Instruction: Pick out the lines below that include the string "index".

Data block:
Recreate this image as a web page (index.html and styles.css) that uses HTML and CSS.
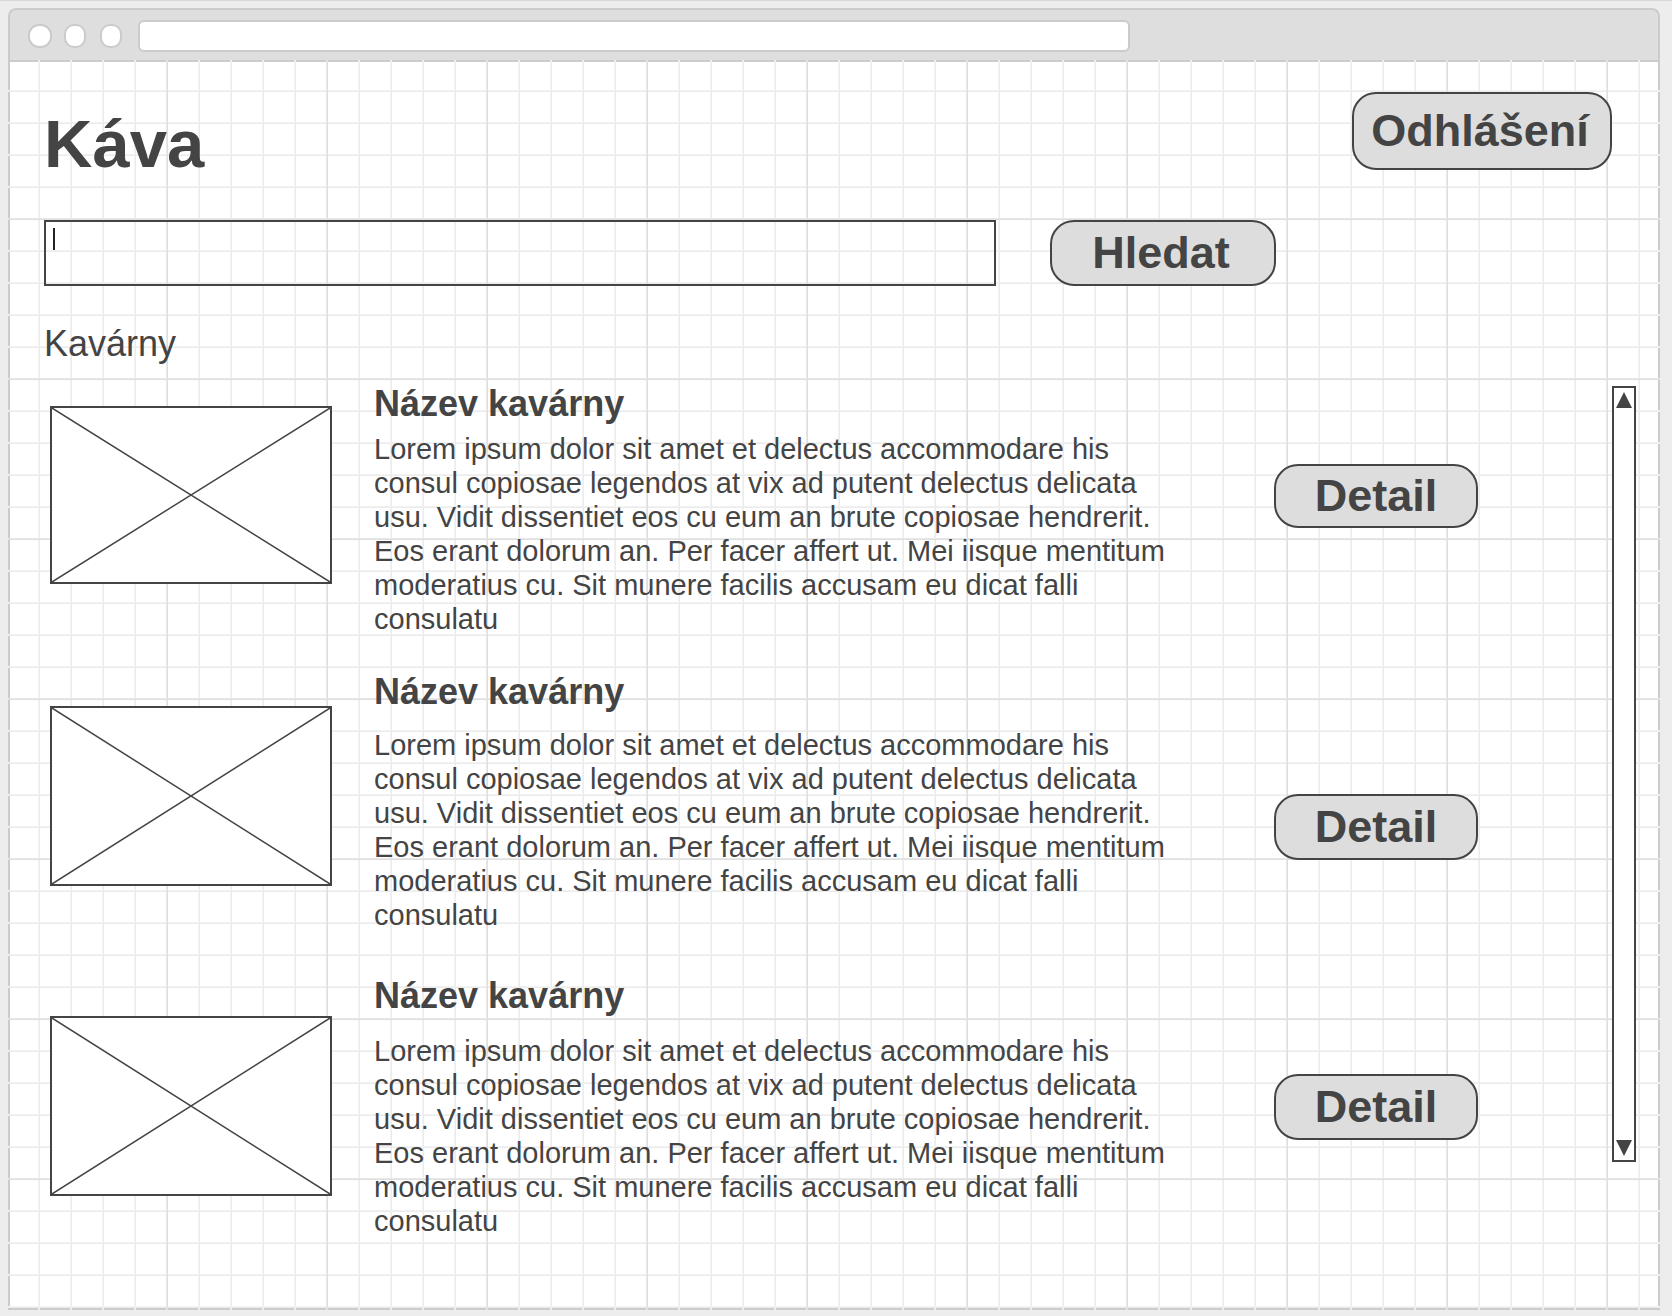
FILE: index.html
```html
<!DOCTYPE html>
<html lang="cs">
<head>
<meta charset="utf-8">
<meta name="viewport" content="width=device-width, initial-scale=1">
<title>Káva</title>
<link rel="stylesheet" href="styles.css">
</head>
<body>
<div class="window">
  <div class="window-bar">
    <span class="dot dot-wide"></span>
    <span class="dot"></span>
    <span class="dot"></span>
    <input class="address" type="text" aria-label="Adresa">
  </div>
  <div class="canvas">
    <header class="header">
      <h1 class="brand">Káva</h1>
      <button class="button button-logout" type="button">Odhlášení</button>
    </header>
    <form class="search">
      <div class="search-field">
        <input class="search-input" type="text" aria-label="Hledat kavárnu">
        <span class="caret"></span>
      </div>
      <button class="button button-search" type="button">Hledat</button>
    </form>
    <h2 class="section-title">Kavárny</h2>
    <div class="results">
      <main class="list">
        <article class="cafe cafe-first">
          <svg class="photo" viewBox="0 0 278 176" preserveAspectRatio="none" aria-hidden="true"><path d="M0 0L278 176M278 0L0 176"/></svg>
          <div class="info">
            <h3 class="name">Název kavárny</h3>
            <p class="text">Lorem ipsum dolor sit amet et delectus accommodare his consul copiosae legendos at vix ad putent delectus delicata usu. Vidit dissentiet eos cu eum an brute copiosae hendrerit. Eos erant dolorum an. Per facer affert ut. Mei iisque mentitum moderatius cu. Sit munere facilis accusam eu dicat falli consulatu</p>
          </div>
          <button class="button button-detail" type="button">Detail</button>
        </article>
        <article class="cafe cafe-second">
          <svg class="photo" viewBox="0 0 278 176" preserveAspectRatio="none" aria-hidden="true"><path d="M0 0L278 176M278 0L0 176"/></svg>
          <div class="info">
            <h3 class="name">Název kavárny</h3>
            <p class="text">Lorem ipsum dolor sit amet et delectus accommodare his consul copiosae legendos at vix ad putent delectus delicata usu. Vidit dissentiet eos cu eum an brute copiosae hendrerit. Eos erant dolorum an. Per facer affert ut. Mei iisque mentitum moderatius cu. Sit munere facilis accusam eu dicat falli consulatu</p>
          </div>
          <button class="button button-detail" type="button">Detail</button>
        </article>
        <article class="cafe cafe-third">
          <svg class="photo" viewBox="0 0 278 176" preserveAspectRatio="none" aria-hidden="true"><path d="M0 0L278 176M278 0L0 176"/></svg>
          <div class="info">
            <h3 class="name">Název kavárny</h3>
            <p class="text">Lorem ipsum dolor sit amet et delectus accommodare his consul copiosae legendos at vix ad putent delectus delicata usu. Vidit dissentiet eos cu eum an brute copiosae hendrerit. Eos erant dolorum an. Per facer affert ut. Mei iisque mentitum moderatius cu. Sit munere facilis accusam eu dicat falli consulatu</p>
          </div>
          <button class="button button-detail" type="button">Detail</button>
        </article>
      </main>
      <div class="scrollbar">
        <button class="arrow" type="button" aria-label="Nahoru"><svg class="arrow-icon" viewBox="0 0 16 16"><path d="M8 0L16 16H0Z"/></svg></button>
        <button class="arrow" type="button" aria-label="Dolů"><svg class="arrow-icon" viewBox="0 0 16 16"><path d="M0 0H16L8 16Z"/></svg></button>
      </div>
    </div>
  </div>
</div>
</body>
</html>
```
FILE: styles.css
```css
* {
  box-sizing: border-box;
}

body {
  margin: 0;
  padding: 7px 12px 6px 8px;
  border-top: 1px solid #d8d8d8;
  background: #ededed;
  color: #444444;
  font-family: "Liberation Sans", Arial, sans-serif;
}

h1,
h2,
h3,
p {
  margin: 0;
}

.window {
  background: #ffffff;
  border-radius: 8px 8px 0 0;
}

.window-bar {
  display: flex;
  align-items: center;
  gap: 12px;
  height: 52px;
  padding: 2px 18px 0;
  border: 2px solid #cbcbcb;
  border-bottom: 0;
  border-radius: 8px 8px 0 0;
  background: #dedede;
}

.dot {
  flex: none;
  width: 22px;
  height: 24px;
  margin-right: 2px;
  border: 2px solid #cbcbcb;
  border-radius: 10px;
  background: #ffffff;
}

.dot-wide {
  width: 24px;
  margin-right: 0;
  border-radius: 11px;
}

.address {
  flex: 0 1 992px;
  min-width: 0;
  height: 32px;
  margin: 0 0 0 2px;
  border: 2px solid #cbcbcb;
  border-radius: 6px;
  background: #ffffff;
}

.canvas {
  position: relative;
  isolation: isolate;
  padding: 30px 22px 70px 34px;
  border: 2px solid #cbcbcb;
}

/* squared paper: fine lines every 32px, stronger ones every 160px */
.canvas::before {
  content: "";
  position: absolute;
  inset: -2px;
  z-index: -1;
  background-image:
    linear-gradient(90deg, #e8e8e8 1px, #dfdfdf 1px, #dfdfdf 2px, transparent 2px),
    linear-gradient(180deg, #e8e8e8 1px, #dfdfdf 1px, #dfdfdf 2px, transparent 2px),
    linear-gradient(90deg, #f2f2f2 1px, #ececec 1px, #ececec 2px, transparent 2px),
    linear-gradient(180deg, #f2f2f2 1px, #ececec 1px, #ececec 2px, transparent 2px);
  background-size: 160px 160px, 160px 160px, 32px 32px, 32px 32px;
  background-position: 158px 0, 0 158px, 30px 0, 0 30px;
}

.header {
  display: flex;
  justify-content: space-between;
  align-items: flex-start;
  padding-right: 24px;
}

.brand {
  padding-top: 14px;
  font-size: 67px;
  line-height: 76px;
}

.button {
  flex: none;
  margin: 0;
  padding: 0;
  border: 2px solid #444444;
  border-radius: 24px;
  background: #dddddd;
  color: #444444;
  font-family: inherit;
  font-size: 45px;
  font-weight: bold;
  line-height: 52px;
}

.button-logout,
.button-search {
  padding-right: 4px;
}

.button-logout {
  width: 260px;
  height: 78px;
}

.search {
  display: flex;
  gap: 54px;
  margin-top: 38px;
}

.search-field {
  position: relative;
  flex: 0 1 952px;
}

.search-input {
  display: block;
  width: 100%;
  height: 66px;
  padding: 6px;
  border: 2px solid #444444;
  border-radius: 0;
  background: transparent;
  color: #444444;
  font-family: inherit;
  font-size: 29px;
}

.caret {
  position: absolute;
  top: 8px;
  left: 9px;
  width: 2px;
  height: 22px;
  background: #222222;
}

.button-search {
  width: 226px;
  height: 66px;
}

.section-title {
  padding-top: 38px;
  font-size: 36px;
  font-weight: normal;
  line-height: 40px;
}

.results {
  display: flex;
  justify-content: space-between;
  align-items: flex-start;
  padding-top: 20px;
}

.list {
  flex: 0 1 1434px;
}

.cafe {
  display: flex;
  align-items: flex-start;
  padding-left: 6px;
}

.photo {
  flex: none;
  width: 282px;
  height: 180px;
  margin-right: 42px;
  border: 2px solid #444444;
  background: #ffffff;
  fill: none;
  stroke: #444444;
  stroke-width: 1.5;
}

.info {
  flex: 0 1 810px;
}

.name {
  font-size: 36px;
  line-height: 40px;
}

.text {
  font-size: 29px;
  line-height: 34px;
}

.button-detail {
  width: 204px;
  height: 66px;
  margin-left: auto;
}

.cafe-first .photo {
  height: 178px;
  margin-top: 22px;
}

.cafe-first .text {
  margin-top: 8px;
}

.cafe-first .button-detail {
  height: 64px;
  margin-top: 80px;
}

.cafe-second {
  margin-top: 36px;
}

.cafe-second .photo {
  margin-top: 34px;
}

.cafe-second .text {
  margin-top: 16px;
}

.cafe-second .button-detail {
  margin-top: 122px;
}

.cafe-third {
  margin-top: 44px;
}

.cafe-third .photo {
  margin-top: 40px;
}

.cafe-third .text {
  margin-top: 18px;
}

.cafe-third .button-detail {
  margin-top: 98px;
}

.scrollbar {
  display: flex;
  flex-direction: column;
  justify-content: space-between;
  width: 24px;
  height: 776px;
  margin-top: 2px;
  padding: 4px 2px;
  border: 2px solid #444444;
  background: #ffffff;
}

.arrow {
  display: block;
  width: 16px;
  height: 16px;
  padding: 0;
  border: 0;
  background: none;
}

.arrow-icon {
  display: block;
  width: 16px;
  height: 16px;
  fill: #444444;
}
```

Written response:
Recreate this image as a web page (index.html and styles.css) that uses HTML and CSS.
FILE: index.html
  z-index: -1;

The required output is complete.